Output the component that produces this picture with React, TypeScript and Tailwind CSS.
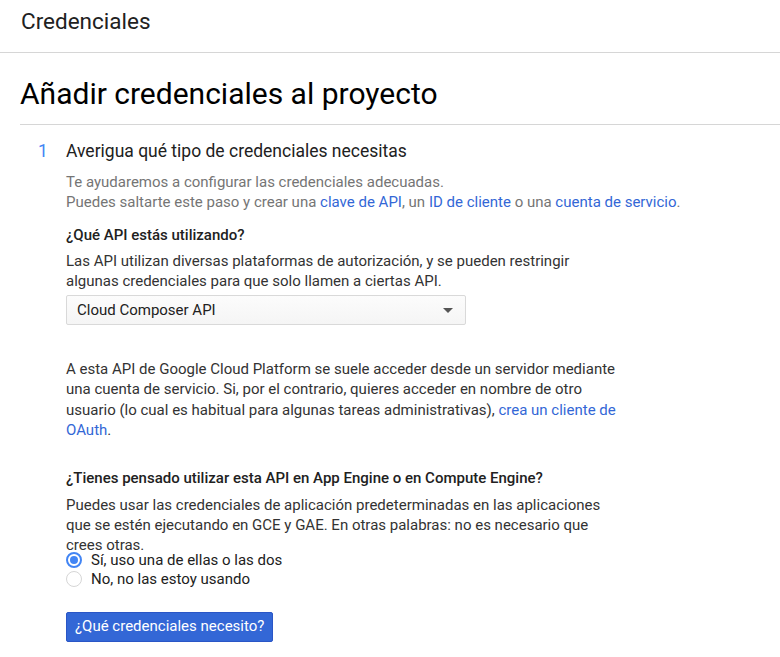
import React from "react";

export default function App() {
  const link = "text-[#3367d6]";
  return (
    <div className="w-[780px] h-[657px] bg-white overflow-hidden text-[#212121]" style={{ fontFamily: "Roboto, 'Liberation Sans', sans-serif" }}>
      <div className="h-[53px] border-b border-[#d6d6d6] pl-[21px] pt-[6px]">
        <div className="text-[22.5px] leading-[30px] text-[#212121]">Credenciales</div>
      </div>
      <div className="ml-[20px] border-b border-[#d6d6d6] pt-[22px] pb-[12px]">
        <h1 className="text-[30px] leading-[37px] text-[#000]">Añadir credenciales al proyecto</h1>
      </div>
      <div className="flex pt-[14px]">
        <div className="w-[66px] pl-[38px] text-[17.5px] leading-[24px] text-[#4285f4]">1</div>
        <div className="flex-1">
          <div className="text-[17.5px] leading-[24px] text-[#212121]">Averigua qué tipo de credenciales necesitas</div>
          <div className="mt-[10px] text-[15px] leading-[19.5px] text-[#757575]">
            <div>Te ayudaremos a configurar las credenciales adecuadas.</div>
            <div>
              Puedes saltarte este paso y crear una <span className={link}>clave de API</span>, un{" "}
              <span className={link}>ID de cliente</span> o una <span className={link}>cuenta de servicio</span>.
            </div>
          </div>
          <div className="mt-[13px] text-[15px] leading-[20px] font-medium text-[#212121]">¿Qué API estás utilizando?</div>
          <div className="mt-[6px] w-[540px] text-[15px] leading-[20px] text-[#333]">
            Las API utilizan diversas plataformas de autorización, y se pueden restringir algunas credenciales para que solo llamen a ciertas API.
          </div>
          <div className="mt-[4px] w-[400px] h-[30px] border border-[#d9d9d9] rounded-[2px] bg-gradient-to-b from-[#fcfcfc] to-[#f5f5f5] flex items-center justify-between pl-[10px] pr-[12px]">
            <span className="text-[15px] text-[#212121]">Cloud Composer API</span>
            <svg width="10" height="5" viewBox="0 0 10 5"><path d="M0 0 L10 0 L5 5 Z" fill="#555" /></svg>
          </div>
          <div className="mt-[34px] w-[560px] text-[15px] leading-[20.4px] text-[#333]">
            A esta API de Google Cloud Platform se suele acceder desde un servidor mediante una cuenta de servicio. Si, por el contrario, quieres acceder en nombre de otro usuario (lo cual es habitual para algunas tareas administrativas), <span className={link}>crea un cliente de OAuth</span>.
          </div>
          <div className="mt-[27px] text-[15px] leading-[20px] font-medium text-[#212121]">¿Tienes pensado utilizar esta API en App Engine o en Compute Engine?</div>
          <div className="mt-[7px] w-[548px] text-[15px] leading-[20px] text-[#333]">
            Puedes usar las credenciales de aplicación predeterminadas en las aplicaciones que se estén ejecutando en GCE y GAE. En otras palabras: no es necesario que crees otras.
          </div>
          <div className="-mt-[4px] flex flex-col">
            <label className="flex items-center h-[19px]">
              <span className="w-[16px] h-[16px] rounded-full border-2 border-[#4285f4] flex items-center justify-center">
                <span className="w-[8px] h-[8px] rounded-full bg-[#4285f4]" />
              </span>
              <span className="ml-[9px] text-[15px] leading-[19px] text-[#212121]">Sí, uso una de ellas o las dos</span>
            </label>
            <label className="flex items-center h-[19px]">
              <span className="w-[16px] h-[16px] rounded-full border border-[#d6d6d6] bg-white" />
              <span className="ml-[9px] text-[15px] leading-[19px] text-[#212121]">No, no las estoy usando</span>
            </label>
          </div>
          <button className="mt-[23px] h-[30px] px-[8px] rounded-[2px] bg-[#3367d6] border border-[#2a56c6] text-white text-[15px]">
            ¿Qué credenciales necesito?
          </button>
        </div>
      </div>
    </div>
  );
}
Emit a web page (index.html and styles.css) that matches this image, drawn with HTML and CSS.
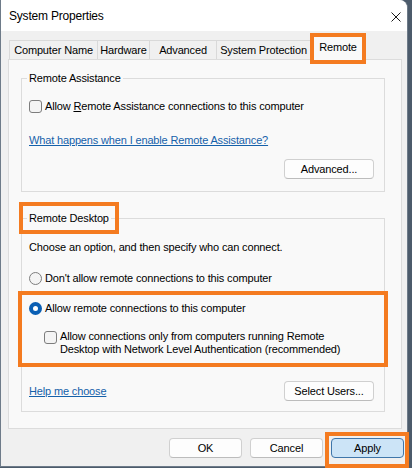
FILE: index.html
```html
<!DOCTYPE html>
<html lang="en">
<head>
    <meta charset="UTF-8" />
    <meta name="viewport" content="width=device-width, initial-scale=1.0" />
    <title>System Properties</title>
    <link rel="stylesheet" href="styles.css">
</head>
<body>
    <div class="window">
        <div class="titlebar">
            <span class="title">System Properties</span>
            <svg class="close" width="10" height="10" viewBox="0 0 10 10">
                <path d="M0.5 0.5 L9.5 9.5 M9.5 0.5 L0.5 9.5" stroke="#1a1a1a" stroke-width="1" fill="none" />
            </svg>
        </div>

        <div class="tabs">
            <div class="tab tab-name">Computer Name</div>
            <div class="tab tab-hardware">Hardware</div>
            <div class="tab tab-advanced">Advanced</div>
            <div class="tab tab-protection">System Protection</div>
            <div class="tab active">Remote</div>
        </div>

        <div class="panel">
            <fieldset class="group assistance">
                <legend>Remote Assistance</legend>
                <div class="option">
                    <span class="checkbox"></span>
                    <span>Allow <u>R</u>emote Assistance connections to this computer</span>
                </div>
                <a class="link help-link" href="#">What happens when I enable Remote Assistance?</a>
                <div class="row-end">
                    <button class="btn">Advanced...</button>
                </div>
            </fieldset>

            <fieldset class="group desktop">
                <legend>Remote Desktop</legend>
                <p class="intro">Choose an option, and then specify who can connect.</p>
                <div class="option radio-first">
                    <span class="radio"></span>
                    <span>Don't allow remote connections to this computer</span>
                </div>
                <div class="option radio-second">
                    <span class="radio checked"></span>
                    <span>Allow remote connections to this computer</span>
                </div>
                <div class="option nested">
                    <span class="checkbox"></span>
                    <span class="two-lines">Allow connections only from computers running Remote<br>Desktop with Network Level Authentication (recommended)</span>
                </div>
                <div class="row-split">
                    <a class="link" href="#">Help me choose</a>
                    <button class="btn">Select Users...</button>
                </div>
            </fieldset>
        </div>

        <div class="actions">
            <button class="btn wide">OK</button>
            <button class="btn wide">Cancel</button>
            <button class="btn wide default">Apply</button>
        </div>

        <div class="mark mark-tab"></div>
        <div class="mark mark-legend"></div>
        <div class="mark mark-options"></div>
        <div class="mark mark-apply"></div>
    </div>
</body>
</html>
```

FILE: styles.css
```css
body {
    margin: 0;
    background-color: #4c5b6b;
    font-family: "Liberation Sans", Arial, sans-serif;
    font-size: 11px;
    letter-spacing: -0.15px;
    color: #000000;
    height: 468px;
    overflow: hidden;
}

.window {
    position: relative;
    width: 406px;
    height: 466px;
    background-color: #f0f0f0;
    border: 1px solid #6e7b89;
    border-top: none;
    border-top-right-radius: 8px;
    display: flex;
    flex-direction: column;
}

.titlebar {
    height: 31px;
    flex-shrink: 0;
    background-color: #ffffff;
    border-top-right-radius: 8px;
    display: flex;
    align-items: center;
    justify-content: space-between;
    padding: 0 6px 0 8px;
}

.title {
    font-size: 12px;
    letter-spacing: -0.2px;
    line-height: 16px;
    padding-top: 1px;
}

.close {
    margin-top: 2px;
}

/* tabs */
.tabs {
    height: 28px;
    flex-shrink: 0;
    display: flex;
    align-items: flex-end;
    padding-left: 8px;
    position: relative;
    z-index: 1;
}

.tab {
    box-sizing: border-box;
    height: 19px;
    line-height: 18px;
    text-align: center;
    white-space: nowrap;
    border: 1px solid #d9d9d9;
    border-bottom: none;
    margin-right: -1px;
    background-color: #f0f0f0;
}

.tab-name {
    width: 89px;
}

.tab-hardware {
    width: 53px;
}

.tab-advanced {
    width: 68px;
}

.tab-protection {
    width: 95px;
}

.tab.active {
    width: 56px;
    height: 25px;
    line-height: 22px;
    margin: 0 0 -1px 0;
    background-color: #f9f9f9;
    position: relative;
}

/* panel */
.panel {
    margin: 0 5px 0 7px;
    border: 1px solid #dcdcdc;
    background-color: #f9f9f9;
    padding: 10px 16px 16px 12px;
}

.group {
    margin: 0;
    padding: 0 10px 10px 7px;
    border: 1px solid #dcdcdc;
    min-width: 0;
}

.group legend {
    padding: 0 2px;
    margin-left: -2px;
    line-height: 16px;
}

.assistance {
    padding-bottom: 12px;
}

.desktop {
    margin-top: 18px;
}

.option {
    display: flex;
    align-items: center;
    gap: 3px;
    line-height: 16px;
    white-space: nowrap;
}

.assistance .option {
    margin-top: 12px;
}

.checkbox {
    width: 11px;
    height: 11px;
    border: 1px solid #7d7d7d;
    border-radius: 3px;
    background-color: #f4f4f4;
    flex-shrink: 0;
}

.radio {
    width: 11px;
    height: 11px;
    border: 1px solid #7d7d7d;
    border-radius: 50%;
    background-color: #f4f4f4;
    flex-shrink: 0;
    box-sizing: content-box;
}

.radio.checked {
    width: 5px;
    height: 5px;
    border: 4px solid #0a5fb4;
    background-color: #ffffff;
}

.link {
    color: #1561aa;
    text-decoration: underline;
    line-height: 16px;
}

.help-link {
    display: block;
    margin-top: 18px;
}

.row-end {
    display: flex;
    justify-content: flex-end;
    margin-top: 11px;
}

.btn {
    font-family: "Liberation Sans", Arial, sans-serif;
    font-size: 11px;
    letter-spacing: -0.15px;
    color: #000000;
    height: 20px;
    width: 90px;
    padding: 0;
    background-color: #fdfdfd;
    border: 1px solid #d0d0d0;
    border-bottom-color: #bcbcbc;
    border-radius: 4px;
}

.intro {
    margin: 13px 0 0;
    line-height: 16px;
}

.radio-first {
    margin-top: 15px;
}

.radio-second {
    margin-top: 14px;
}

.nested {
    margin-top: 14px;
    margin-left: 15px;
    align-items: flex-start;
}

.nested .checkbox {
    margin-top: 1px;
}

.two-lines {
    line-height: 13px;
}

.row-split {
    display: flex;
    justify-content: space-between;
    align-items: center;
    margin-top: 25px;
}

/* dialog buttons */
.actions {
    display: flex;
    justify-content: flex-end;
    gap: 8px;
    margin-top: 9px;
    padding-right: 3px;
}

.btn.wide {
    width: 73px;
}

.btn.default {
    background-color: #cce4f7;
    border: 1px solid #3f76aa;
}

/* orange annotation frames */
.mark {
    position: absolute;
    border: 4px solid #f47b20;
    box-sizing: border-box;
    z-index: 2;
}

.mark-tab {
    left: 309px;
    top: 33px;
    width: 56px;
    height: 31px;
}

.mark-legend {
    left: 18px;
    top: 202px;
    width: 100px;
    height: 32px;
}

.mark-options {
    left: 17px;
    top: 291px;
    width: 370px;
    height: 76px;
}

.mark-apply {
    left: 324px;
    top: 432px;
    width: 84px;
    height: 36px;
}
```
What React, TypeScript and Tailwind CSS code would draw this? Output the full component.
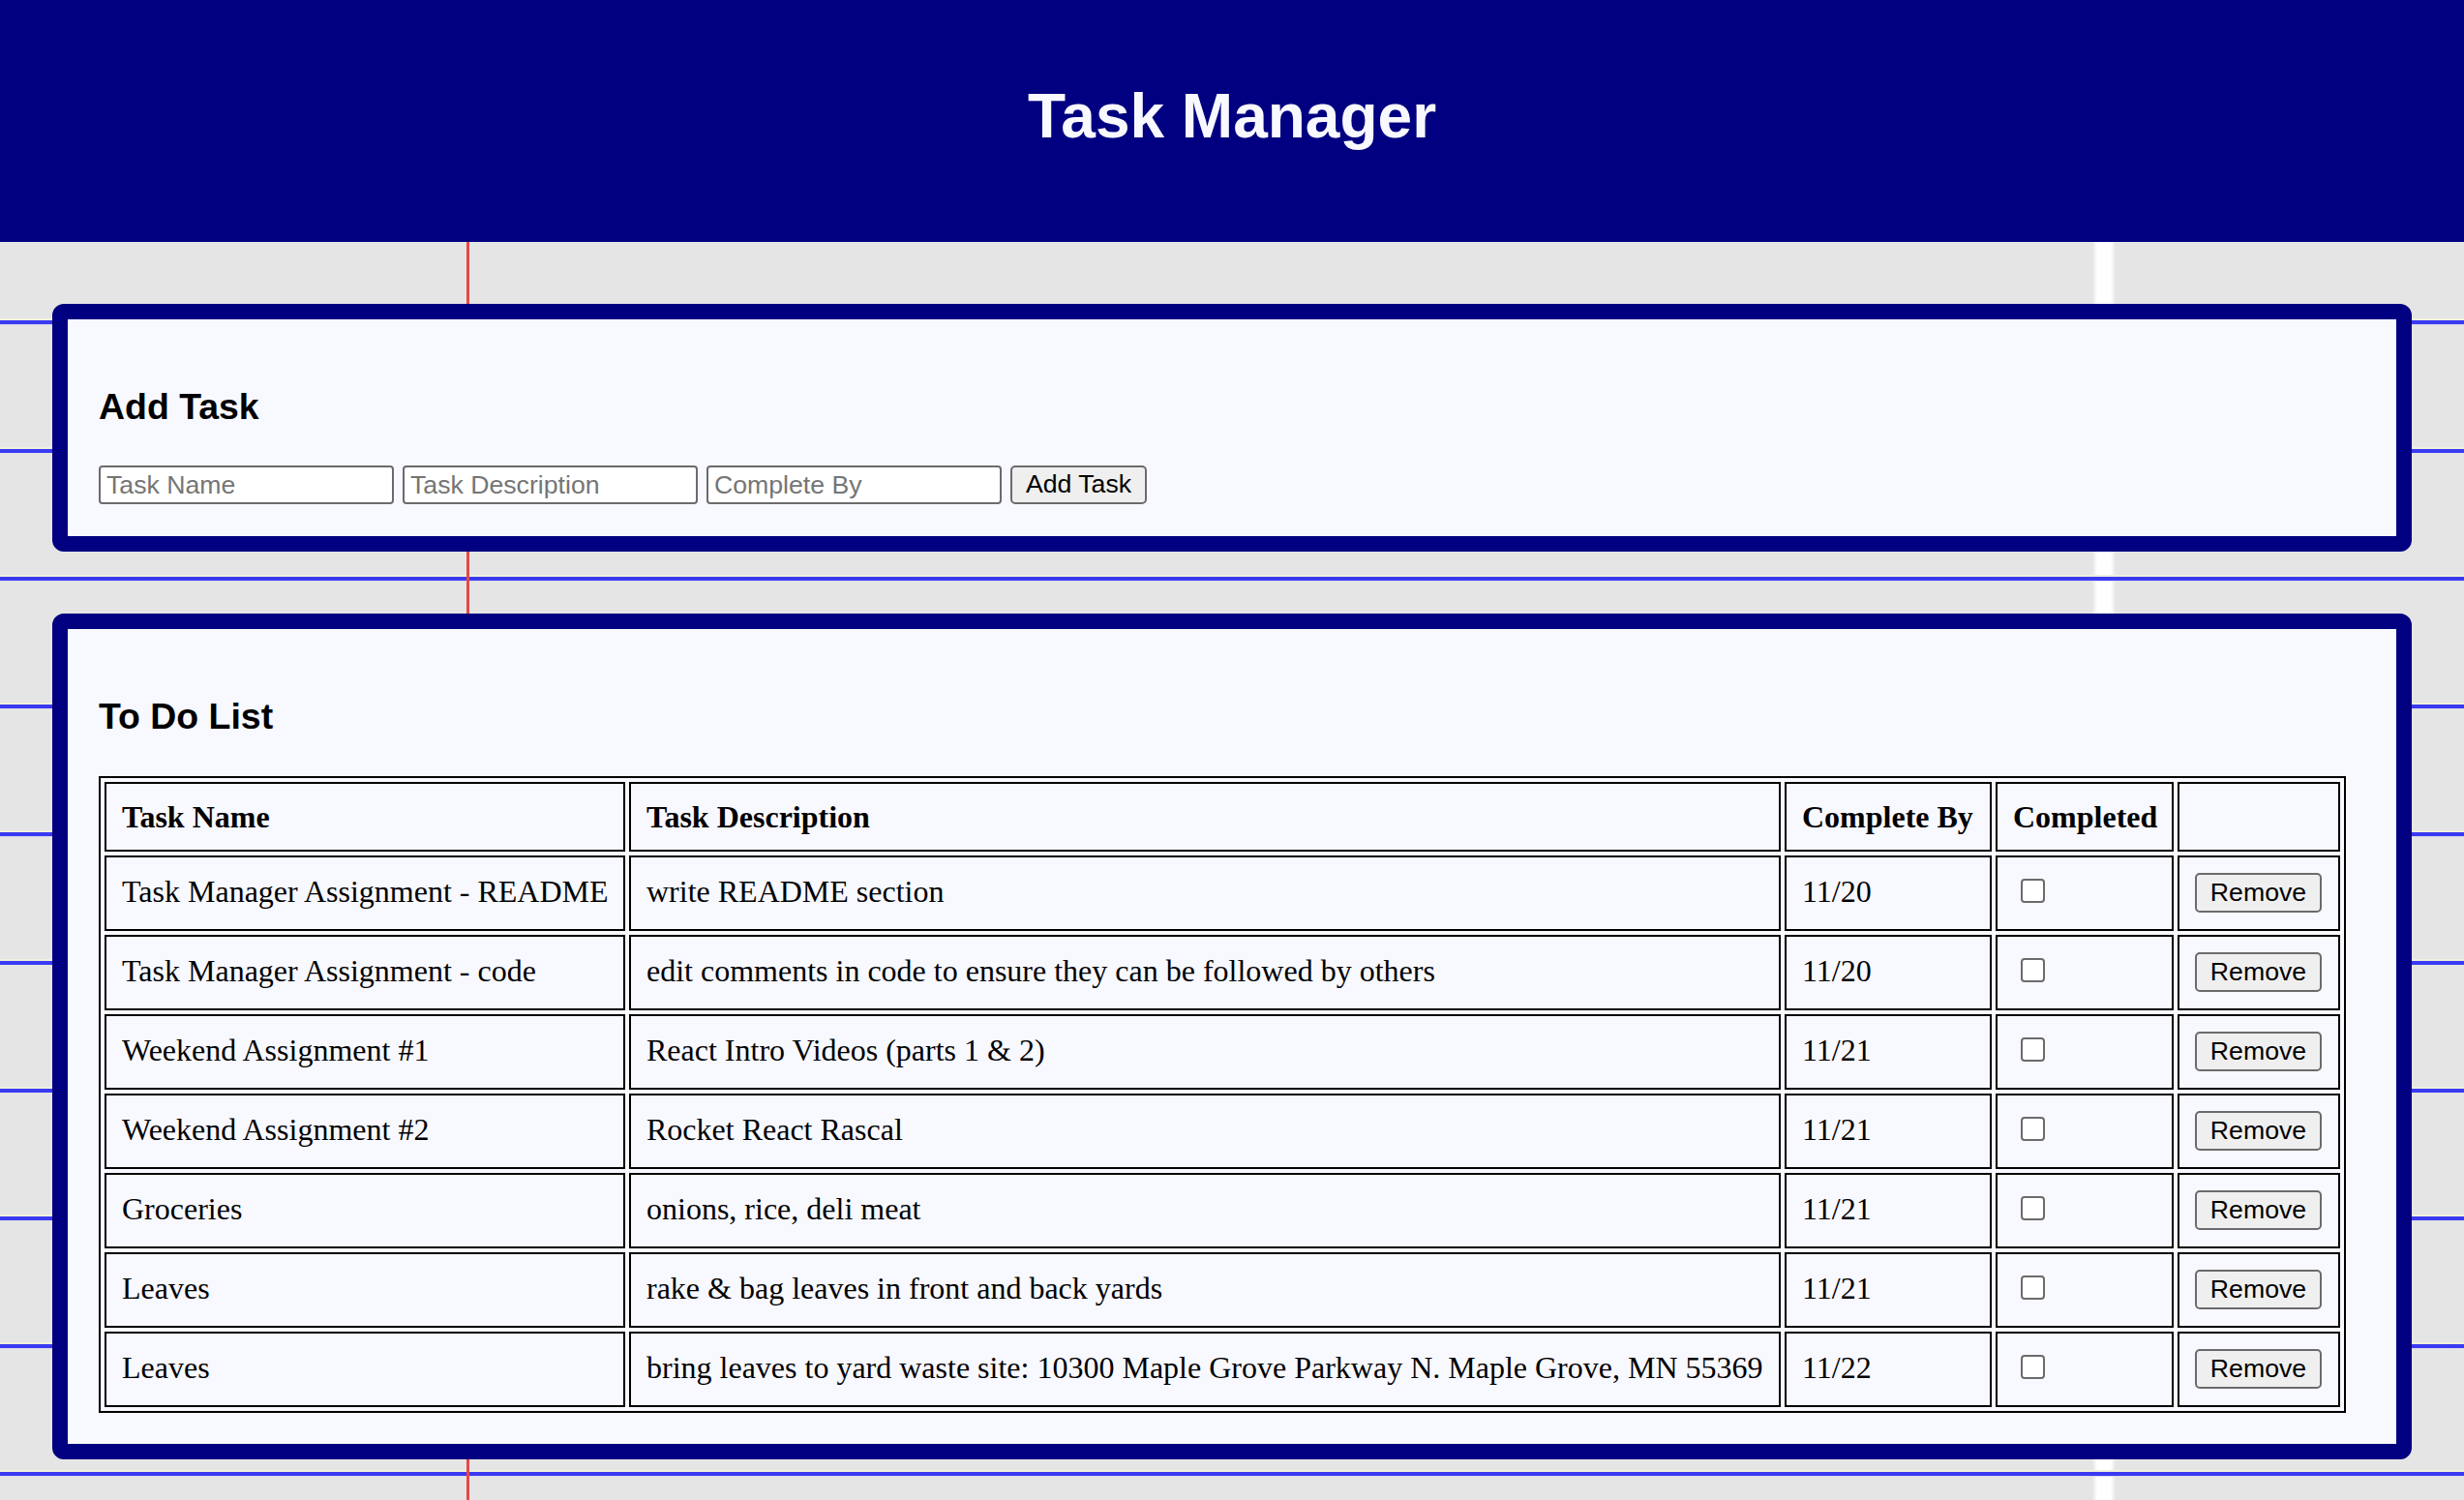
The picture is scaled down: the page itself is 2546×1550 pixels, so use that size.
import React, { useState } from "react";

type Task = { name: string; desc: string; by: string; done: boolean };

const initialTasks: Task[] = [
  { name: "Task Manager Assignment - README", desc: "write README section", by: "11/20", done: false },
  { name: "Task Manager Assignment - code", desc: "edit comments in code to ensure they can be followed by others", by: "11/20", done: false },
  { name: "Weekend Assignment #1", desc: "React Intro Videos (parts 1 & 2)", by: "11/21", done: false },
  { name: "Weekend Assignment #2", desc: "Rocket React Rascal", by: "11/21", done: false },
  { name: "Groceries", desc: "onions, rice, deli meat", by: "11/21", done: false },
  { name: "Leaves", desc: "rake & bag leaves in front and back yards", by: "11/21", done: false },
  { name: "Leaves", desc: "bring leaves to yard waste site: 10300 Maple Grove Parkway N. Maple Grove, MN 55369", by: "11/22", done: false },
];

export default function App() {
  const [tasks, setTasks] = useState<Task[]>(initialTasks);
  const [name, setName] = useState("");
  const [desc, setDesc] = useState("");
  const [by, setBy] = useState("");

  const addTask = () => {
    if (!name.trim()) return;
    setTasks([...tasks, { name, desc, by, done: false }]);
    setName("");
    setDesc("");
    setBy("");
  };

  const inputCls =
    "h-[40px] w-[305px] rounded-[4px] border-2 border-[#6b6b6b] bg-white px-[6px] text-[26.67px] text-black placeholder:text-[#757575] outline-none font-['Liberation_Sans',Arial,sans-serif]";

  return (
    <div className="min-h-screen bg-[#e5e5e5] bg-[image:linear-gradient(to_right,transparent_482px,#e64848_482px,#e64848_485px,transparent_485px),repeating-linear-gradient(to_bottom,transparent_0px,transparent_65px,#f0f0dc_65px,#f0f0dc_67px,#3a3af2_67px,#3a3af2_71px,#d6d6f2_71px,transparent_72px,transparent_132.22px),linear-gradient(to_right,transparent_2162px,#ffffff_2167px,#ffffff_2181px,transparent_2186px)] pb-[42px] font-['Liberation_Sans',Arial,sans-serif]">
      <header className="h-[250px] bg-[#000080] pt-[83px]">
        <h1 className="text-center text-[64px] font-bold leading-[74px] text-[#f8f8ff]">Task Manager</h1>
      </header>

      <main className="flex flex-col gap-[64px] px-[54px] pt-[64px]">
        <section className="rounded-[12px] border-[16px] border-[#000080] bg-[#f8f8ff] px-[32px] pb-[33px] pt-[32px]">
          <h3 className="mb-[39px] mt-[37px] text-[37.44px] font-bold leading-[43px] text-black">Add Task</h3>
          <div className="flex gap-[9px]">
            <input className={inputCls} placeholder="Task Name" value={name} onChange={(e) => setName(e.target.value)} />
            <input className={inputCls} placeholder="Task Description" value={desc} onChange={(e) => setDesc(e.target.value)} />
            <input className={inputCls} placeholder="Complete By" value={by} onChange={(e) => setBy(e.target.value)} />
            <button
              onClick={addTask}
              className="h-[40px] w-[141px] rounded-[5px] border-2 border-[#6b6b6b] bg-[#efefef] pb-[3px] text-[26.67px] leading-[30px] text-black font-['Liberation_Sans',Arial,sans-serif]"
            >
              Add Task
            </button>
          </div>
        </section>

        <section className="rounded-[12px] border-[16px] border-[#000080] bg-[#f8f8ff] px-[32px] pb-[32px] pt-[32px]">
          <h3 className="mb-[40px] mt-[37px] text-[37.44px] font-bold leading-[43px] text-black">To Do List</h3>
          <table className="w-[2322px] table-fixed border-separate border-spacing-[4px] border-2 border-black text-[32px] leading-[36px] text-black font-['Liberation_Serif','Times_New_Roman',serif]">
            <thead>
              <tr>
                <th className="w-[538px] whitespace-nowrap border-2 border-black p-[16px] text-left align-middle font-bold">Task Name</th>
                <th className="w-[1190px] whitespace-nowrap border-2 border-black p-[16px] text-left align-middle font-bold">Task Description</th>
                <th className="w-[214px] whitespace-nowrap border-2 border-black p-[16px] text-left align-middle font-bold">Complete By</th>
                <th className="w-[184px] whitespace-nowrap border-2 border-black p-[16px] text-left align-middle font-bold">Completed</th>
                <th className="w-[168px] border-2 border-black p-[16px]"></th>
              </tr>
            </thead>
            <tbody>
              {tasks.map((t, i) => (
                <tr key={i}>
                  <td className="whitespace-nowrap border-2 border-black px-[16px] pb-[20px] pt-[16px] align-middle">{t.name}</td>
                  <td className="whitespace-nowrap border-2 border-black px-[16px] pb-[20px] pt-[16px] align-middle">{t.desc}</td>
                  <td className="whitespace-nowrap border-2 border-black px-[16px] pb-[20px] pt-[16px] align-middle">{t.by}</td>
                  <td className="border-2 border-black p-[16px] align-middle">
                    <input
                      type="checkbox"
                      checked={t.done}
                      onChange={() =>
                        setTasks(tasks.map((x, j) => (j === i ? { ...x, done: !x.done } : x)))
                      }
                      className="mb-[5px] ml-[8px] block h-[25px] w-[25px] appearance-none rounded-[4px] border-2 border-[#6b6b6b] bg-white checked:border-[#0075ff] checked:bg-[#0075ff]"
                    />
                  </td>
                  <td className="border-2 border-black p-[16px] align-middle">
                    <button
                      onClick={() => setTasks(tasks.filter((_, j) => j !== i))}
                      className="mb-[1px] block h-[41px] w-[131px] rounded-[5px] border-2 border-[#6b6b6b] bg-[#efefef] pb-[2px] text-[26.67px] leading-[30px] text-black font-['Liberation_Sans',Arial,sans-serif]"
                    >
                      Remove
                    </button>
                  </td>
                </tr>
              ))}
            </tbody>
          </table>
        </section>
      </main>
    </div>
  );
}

_INSTRUCTIONS FOR THE TASK:_
Exactly as written, quote the lines from the one that has "The picture is" down to the one that has "string; desc: string;", and include both.

_FULL ANSWER:_
The picture is scaled down: the page itself is 2546×1550 pixels, so use that size.
import React, { useState } from "react";

type Task = { name: string; desc: string; by: string; done: boolean };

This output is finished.